Pain Management Techniques
Pain is commonly associated with Fabry. Your baby’s doctor may recommend ways to reduce the severity of pain episodes, such as:
- Avoiding certain strenuous activities
- Preparing in advance for changing weather conditions
- Conserving energy with frequent naps or breaks
- Increasing intake of water or other liquids
Children who are treated early for Fabry can have healthy growth and development. This is why newborn screening for Fabry is so important.
Even with treatment, some children may experience the signs and symptoms associated with Fabry, such as episodes of pain or hearing loss (see Early Signs).
Individuals who do not receive treatment for Fabry early on are at risk for heart attacks, stroke, or kidney disease in the future.
When we eat food, enzymes help break it down. Some enzymes break down fats into smaller components. In individuals with Fabry, the enzyme alpha-galactosidase A (alpha-Gal A) is not working correctly.
This enzyme is active in lysosomes, the recycling centers within cells. When it works correctly, alpha-Gal A breaks down a naturally-occurring, fatty substance called globotriaosylceramide (GL-3) into smaller components that can leave cells and be eliminated from the body or reused.
If your baby has Fabry, their body is missing or making non-working copies of alpha-Gal A enzymes.
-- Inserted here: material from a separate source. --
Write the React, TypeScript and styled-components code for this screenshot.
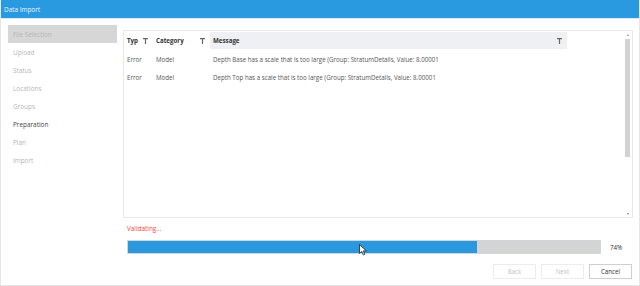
import styled, { createGlobalStyle } from "styled-components";

const Global = createGlobalStyle`
  html, body { margin: 0; padding: 0; background: #ffffff; }
  body { font-family: "Open Sans", "Noto Sans", sans-serif; }
`

const Window = styled.div`
  width: 640px;
  height: 286px;
  box-sizing: border-box;
  border: 1px solid #e6e6e6;
  border-top: none;
  display: flex;
  flex-direction: column;
  overflow: hidden;
  font-size: 6.2px;
`

const TitleBar = styled.div`
  height: 18px;
  background: #2a9ae0;
  color: #eaf5fd;
  display: flex;
  align-items: center;
  padding-left: 3px;
  font-size: 6.4px;
  border-bottom: 1px solid #d8ecf8;
`

const Body = styled.div`
  flex: 1;
  display: flex;
  padding: 6px 6px 0 7px;
`

const Sidebar = styled.div`
  width: 109px;
  display: flex;
  flex-direction: column;
`

const NavItem = styled.div<{ $selected?: boolean; $active?: boolean }>`
  height: 18px;
  display: flex;
  align-items: center;
  padding-left: 5px;
  background: ${p => (p.$selected ? "#d6d6d6" : "transparent")};
  color: ${p => (p.$active ? "#444" : "#b6b6b6")};
  font-size: 6.4px;
`

const Main = styled.div`
  flex: 1;
  margin-left: 6px;
  display: flex;
  flex-direction: column;
  padding-top: 5px;
`

const Table = styled.div`
  height: 188px;
  border: 1px solid #e8e8e8;
  display: flex;
  box-sizing: border-box;
`

const Grid = styled.div`
  flex: 1;
  display: flex;
  flex-direction: column;
`

const HeaderRow = styled.div`
  display: grid;
  grid-template-columns: 29px 57px 357px 54px;
  height: 17px;
  margin-top: 1px;
`

const HeadCell = styled.div<{ $blank?: boolean }>`
  display: flex;
  align-items: center;
  justify-content: space-between;
  padding: 0 5px 0 3px;
  background: ${p => (p.$blank ? "#ffffff" : "#eef0f4")};
  font-weight: 700;
  color: #333;
`

const Rows = styled.div`
  padding-top: 1px;
`

const Row = styled.div`
  display: grid;
  grid-template-columns: 29px 57px 357px;
  height: 18px;
  align-items: center;
  color: #555;
`

const Cell = styled.div`
  padding-left: 3px;
  white-space: nowrap;
`

const Scroll = styled.div`
  width: 9px;
  display: flex;
  flex-direction: column;
  align-items: center;
  padding-top: 1px;
`

const Arrow = styled.div<{ $down?: boolean }>`
  width: 0;
  height: 0;
  border-left: 1.5px solid transparent;
  border-right: 1.5px solid transparent;
  ${p => (p.$down ? "border-top: 2px solid #888;" : "border-bottom: 2px solid #888;")}
  margin: 2px 0;
`

const Thumb = styled.div`
  width: 5px;
  height: 118px;
  background: #d2d2d2;
  margin-top: 1px;
`

const Spacer = styled.div`
  flex: 1;
`

const Status = styled.div`
  color: #f04848;
  font-size: 6.4px;
  margin: 6px 0 0 4px;
  height: 9px;
`

const ProgressRow = styled.div`
  display: flex;
  align-items: center;
  margin: 7px 0 0 4px;
`

const Track = styled.div`
  width: 474px;
  height: 14px;
  box-sizing: border-box;
  background: #d4d4d4;
  border: 1px solid #d0d6dc;
`

const Fill = styled.div`
  height: 100%;
  background: #2a98dc;
`

const Percent = styled.div`
  margin-left: 9px;
  color: #333;
`

const Buttons = styled.div`
  display: flex;
  justify-content: flex-end;
  gap: 5px;
  margin-top: 10px;
  padding-right: 1px;
`

const Button = styled.div<{ $disabled?: boolean }>`
  width: 43px;
  height: 15px;
  box-sizing: border-box;
  display: flex;
  align-items: center;
  justify-content: center;
  border: 1px solid ${p => (p.$disabled ? "#ececec" : "#cfcfcf")};
  color: ${p => (p.$disabled ? "#c4c4c4" : "#333")};
  background: #fff;
`

const Filter = () => (
  <svg width="5" height="6" viewBox="0 0 5 6">
    <path d="M0 0H5V1.2H3.1V6H1.9V1.2H0Z" fill="#666" />
  </svg>
)

const Cursor = styled.svg`
  position: absolute;
  left: 359px;
  top: 244px;
`

const rows = [
  "Depth Base has a scale that is too large (Group: StratumDetails, Value: 8.00001",
  "Depth Top has a scale that is too large (Group: StratumDetails, Value: 8.00001",
]

const steps = ["File Selection", "Upload", "Status", "Locations", "Groups", "Preparation", "Plan", "Import"]

export default function App() {
  const progress = 74
  return (
    <>
      <Global />
      <Window>
        <TitleBar>Data Import</TitleBar>
        <Body>
          <Sidebar>
            {steps.map(s => (
              <NavItem key={s} $selected={s === "File Selection"} $active={s === "Preparation"}>
                {s}
              </NavItem>
            ))}
          </Sidebar>
          <Main>
            <Table>
              <Grid>
                <HeaderRow>
                  <HeadCell $blank>Typ <Filter /></HeadCell>
                  <HeadCell $blank>Category <Filter /></HeadCell>
                  <HeadCell>Message <Filter /></HeadCell>
                  <HeadCell $blank />
                </HeaderRow>
                <Rows>
                  {rows.map((m, i) => (
                    <Row key={i}>
                      <Cell>Error</Cell>
                      <Cell>Model</Cell>
                      <Cell>{m}</Cell>
                    </Row>
                  ))}
                </Rows>
              </Grid>
              <Scroll>
                <Arrow />
                <Thumb />
                <Spacer />
                <Arrow $down />
              </Scroll>
            </Table>
            <Status>Validating...</Status>
            <ProgressRow>
              <Track>
                <Fill style={{ width: `${progress}%` }} />
              </Track>
              <Percent>{progress}%</Percent>
            </ProgressRow>
            <Buttons>
              <Button $disabled>Back</Button>
              <Button $disabled>Next</Button>
              <Button>Cancel</Button>
            </Buttons>
          </Main>
        </Body>
      </Window>
      <Cursor width="8" height="12" viewBox="0 0 8 12">
        <path d="M0.5 0.5V9.5L2.8 7.4L4.4 11L5.8 10.4L4.3 6.9H7.3Z" fill="#fff" stroke="#222" strokeWidth="0.8" />
      </Cursor>
    </>
  )
}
When these enzymes are not working correctly, your baby’s body cannot break down GL-3, which causes this harmful substance to build up in lysosomes throughout your baby’s body. This can be toxic.
Fabry follows an unusual X-linked recessive pattern of inheritance. In X-linked conditions, the gene is carried on the X sex chromosome, and males are affected more often than females. This means a male must inherit one non-working copy of the gene for Fabry from his mother. Typically, a female must inherit two copies of the non-working gene: one from her mother and father. However, carriers of Fabry (females having one non-working copy of the gene and one working copy) have been shown to experience the signs and symptoms of Fabry more often than expected. Some carriers may show no symptoms, others may have mild symptoms, and others may have severe experiences with the disease in childhood and adulthood.
While having a child with the condition is rare, if one or both parents have the non-working gene for Fabry, they can have more than one child with the condition. Learn more about the X-linked recessive pattern of inheritance.
Support for Fabry
Support groups can help connect families who have a child or other family member affected with Fabry with a supportive community of people who have experience and expertise in living with the condition. These organizations offer resources for families, affected individuals, health care providers, and advocates.
Work with your baby’s health care provider to determine the next steps for your baby’s care. Your baby’s doctor may help you coordinate care with physicians that specializes in metabolism, kidneys, and pain management; a dietician who can help plan your child’s specialized diet; and other medical resources in your community. Some children with Fabry have developmental delays. If you think that your baby is not meeting their developmental milestones, ask your baby’s doctor about the next steps in accessing a developmental evaluation and care.
Because Fabry is a genetic condition, you may want to talk with a genetics specialist. A genetic counselor or geneticist can help you understand the causes of the condition, discuss genetic testing for Fabry, and understand what this diagnosis means for other family members and future pregnancies. Speak with your baby’s doctor about getting a referral. The Clinic Services Search Engine offered by the American College of Medical Genetics and Genomics (ACMG) and the Find a Genetic Counselor tool on the National Society of Genetic Counselors (NSGC) website are two good resources for you or your baby's health care provider to use to identify local specialists.